The only other option we used (for more minor structures) was a stiffened slab system (similar to what Euler07 suggests) but with true deeper beams (vs in-slab beams) - sort of like a waffle. But with these (even with 36" deep beams @ 10 ft. o.c. each way) we'd get the cracking from clay movements.

 
Not sure how a grid of beams would stop differential settlement. Really you should be designing for differential settlement and some uneven support below the concrete beam grillage - which is not feasible for something of this scale
 
canwesteng said:
Not sure how a grid of beams would stop differential settlement.

It wouldn't stop it end to end overall but the presence of stiff beams will tend to encourage a uniform gradient which improves matters for finishes, transitions, etc.

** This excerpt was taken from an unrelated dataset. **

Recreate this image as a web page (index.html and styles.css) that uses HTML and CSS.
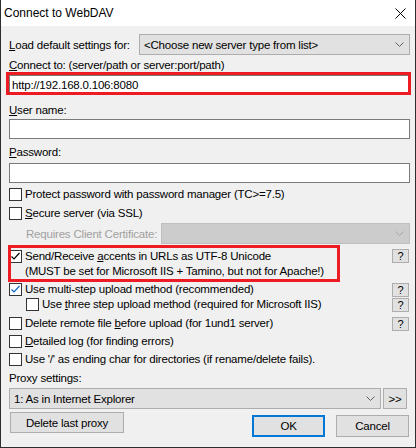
FILE: index.html
```html
<!DOCTYPE html>
<html>
<head>
<meta charset="utf-8">
<link rel="stylesheet" href="styles.css">
</head>
<body>
<div class="window">
  <div class="titlebar">
    <span class="title">Connect to WebDAV</span>
    <svg class="close" width="11" height="11" viewBox="0 0 11 11"><path d="M0.5 0.5 L10.5 10.5 M10.5 0.5 L0.5 10.5" stroke="#000" stroke-width="1" fill="none"/></svg>
  </div>
  <div class="content">
    <div class="row-load">
      <span class="text"><u>L</u>oad default settings for:</span>
      <div class="select sel-load"><span>&lt;Choose new server type from list&gt;</span><svg class="chev" width="9" height="5" viewBox="0 0 9 5"><path d="M0.5 0.5 L4.5 4.5 L8.5 0.5" stroke="#606060" fill="none"/></svg></div>
    </div>
    <div class="label l-connect"><u>C</u>onnect to: (server/path or server:port/path)</div>
    <div class="input i-url">http://192.168.0.106:8080</div>
    <div class="label l-user"><u>U</u>ser name:</div>
    <div class="input i-user"></div>
    <div class="label l-pass"><u>P</u>assword:</div>
    <div class="input i-pass"></div>

    <div class="cb-row r-protect"><span class="cb"></span><span class="text">Protect password with password manager (TC&gt;=7.5)</span></div>
    <div class="cb-row r-secure"><span class="cb"></span><span class="text"><u>S</u>ecure server (via SSL)</span></div>
    <div class="row-cert">
      <span class="text disabled">Requires Client Certificate:</span>
      <div class="select sel-cert"><svg class="chev" width="9" height="5" viewBox="0 0 9 5"><path d="M0.5 0.5 L4.5 4.5 L8.5 0.5" stroke="#a8a8a8" fill="none"/></svg></div>
    </div>
    <div class="cb-row r-utf">
      <div class="cb-main">
        <span class="cb"><svg width="13" height="13" viewBox="0 0 13 13"><path d="M2.5 6.5 L5 9 L10.5 3" stroke="#000" stroke-width="1.2" fill="none"/></svg></span>
        <span class="text">Send/Receive <u>a</u>ccents in URLs as UTF-8 Unicode<br>(MUST be set for Microsoft IIS + Tamino, but not for Apache!)</span>
      </div>
      <span class="help">?</span>
    </div>
    <div class="cb-row r-multi">
      <div class="cb-main">
        <span class="cb"><svg width="13" height="13" viewBox="0 0 13 13"><path d="M2.5 6.5 L5 9 L10.5 3" stroke="#0a64c8" stroke-width="1.2" fill="none"/></svg></span>
        <span class="text">Use multi-step upload method (recommended)</span>
      </div>
      <span class="help">?</span>
    </div>
    <div class="cb-row r-three">
      <div class="cb-main indent">
        <span class="cb"></span>
        <span class="text">Use <u>t</u>hree step upload method (required for Microsoft IIS)</span>
      </div>
      <span class="help">?</span>
    </div>
    <div class="cb-row r-delete">
      <div class="cb-main">
        <span class="cb"></span>
        <span class="text">Delete remote file <u>b</u>efore upload (for 1und1 server)</span>
      </div>
      <span class="help">?</span>
    </div>
    <div class="cb-row r-log"><span class="cb"></span><span class="text"><u>D</u>etailed log (for finding errors)</span></div>
    <div class="cb-row r-slash"><span class="cb"></span><span class="text">Use '/' as ending char for directories (if rename/delete fails).</span></div>

    <div class="label l-proxy">Proxy settings:</div>
    <div class="row-proxy">
      <div class="select sel-proxy"><span>1: As in Internet Explorer</span><svg class="chev" width="9" height="5" viewBox="0 0 9 5"><path d="M0.5 0.5 L4.5 4.5 L8.5 0.5" stroke="#606060" fill="none"/></svg></div>
      <span class="btn btn-more">&gt;&gt;</span>
    </div>
    <div class="row-buttons">
      <span class="btn btn-delproxy">Delete last proxy</span>
      <div class="btn-group">
        <span class="btn btn-ok">OK</span>
        <span class="btn btn-cancel">Cancel</span>
      </div>
    </div>
  </div>
  <div class="mark mark-url"></div>
  <div class="mark mark-utf"></div>
</div>
</body>
</html>
```

FILE: styles.css
```css
* { box-sizing: border-box; }
html, body { margin: 0; padding: 0; }
body {
  font-family: "Liberation Sans", Arial, sans-serif;
  font-size: 11.5px;
  letter-spacing: -0.2px;
  color: #000;
  background: #f0f0f0;
}
u { text-decoration: underline; text-underline-offset: 1px; }

.window {
  position: relative;
  width: 416px;
  height: 448px;
  background: #f0f0f0;
  border: 1px solid #2e2e2e;
  border-top: none;
}

.titlebar {
  height: 26px;
  background: #fff;
  display: flex;
  align-items: center;
  justify-content: space-between;
  padding-left: 3px;
  padding-right: 9px;
}
.title { font-size: 12px; letter-spacing: 0; }
.close { display: block; }

.content {
  padding: 8px 5px 0 8px;
  display: flex;
  flex-direction: column;
}

.text { white-space: nowrap; }
.disabled { color: #a0a0a0; }

.row-load {
  height: 21px;
  display: flex;
  align-items: center;
  justify-content: space-between;
}

.select {
  height: 21px;
  background: #e1e1e1;
  border: 1px solid #adadad;
  display: flex;
  align-items: center;
  justify-content: space-between;
  padding-left: 4px;
  padding-right: 5px;
}
.chev { display: block; flex: none; margin-left: auto; }
.sel-load { width: 271px; }
.sel-cert { width: 249px; background: #cccccc; border-color: #bfbfbf; }

.label { height: 16px; line-height: 16px; }
.l-connect { margin-top: 2px; }
.l-user { margin-top: 7px; }
.l-pass { margin-top: 5px; }
.l-proxy { margin-top: 3px; }

.input {
  height: 20px;
  background: #fff;
  border: 1px solid #7a7a7a;
  line-height: 18px;
  padding-left: 2px;
}
.i-url { margin-top: 2px; }
.i-user { margin-top: 1px; }
.i-pass { margin-top: 3px; }

.cb-row {
  display: flex;
  align-items: center;
  justify-content: space-between;
  min-height: 15px;
  line-height: 15px;
}
.cb-row > .cb { margin-right: 3px; }
.cb-row:not(:has(.cb-main)) { justify-content: flex-start; }
.cb-main { display: flex; align-items: center; }
.cb-main .cb { margin-right: 3px; }
.r-utf .cb-main { align-items: flex-start; }
.r-utf .cb-main .cb { margin-top: 1px; }
.r-utf .help { align-self: flex-start; margin-top: 0; }
.indent { padding-left: 17px; }

.cb {
  width: 13px;
  height: 13px;
  flex: none;
  background: #fff;
  border: 1px solid #333;
  position: relative;
}
.cb svg { position: absolute; left: -1px; top: -1px; display: block; }

.r-protect { margin-top: 4px; }
.r-secure { margin-top: 4px; }
.row-cert {
  margin-top: 2px;
  height: 21px;
  display: flex;
  align-items: center;
  justify-content: space-between;
  padding-left: 17px;
}
.r-utf { margin-top: 5px; }
.r-multi { margin-top: 3px; }
.r-three { margin-top: 0; }
.r-delete { margin-top: 4px; }
.r-log { margin-top: 3px; }
.r-slash { margin-top: 3px; }

.help {
  width: 17px;
  height: 14px;
  flex: none;
  background: #e1e1e1;
  border: 1px solid #adadad;
  font-size: 11px;
  line-height: 12px;
  letter-spacing: 0;
  text-align: center;
  margin-right: 1px;
}

.row-proxy {
  margin-top: 2px;
  display: flex;
  align-items: center;
}
.sel-proxy { width: 372px; }
.btn {
  background: #e1e1e1;
  border: 1px solid #adadad;
  display: flex;
  align-items: center;
  justify-content: center;
}
.btn-more { width: 24px; height: 21px; margin-left: 2px; }

.row-buttons {
  margin-top: 3px;
  display: flex;
  justify-content: space-between;
  align-items: flex-start;
}
.btn-delproxy { width: 114px; height: 21px; margin-left: 1px; }
.btn-group { display: flex; gap: 11px; margin-top: 3px; margin-right: 1px; }
.btn-ok { width: 73px; height: 22px; border: 2px solid #0078d7; }
.btn-cancel { width: 73px; height: 22px; }

.mark {
  position: absolute;
  border: 3px solid #ed1c24;
  pointer-events: none;
}
.mark-url { left: 5px; top: 72px; width: 405px; height: 23px; }
.mark-utf { left: 7px; top: 245px; width: 332px; height: 37px; }
```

You may wind up with a building tilted 5 degrees but still be able to ride a shopping cart down the hallways smoothly. But, yeah, piles would be better.
 
Thanks guys. I guess with the crawlspace and cardboard void former there would be reduced uplift on the piles, although the slab would need to be designed as a suspended slab with removable propping (access to the crawlspace between the internal beams, in order to remove props, would also need to be considered carefully). If we were to go with that system my prediction is that the client would go to another engineer, which I guess happens from time to time and shouldn't be worried about.

What are peoples thoughts on using a plastic membrane just below the surface of the soil around the perimeter of the building, let's say minimum 3m wide, and graded 1:100 away from the building to allow water runoff. The purpose being to stabilise moisture levels in the soil and reduce shrinkage movement in the summer. There is plenty of room around the building to allow for this. Thanks.